Serving in coordination

  The priests in the Old Testament did not serve in an isolated, individualistic way. On the contrary, they served together in coordination. Their service was not individualistic. Even when a priest did something by himself, what he did was in the priesthood, in the priestly body. His personal service was in the coordination of that group of serving priests.

  This coordination can be illustrated by what happens in my body when I use my hand to pick up a book. Yes, it is the hand which grasps the book. But the hand does not act separately or individualistically; it functions as part of my body. The principle is the same with speaking. Although my mouth speaks, it does not speak apart from the body. The mouth speaks in the coordination of the body. I use the function of the hand and the mouth to illustrate the fact that the priests serve together; they do not serve in an individualistic way. They are a coordinated unit, a body, a “-hood.” For this reason, they live together, serve together, and work together.

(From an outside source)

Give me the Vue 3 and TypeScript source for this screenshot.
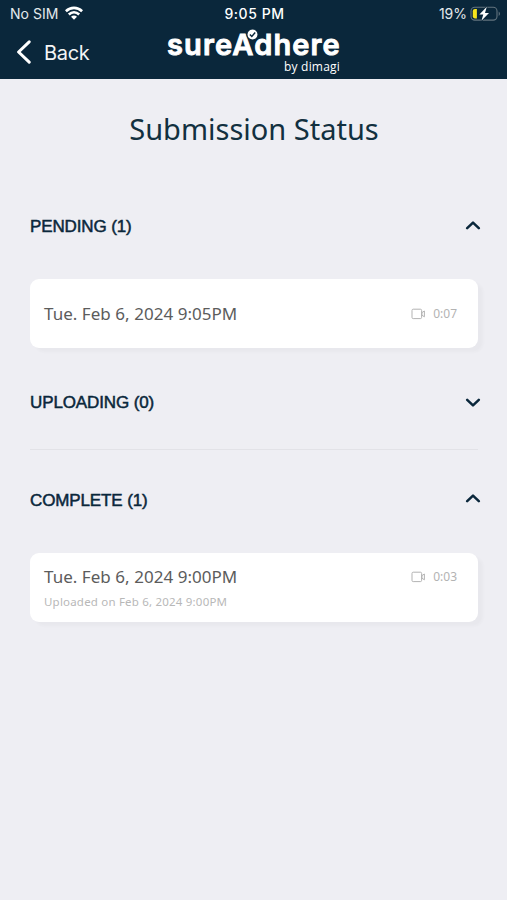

  If we read the book of Leviticus carefully, we shall see that the priests also ate together. They were corporate even in their eating. This indicates that they lived in a corporate way. This corporate living of the priests, however, is not the same as that practiced in so-called communes today. We should not confuse a commune with the corporate living of the priests in the priesthood.

Two aspects of the church

  When we are built up together, we become the church in the aspect of God’s dwelling place. Then we automatically are the church in the second aspect, the aspect of the priesthood. We are a corporate people serving God as priests. Such priests do not serve individualistically; they serve corporately. This is the reason in the New Testament the church is described by terms such as house, priesthood, and Body. We, the church, are the Body of Christ. In this Body there are many members, but none of the members acts individualistically.

  In the typology in the book of Exodus, God uses two matters to portray the function of the church. First, the church functions as God’s dwelling place. Without the church, God would be homeless. He would be like a person wandering in the wilderness, a person without a home. But with the church God has a home, and He is now in His home. Therefore, the church functions as God’s home, His dwelling place. Another function of the church is to serve God. As we afford God a dwelling place, we also serve Him. God’s dwelling place is a group of serving priests. This twofold function of the church, that of the dwelling place and the priesthood, is typified by the tabernacle and the priesthood in the book of Exodus. We all need to see that the church has a twofold function, the function to house God and the function to serve Him.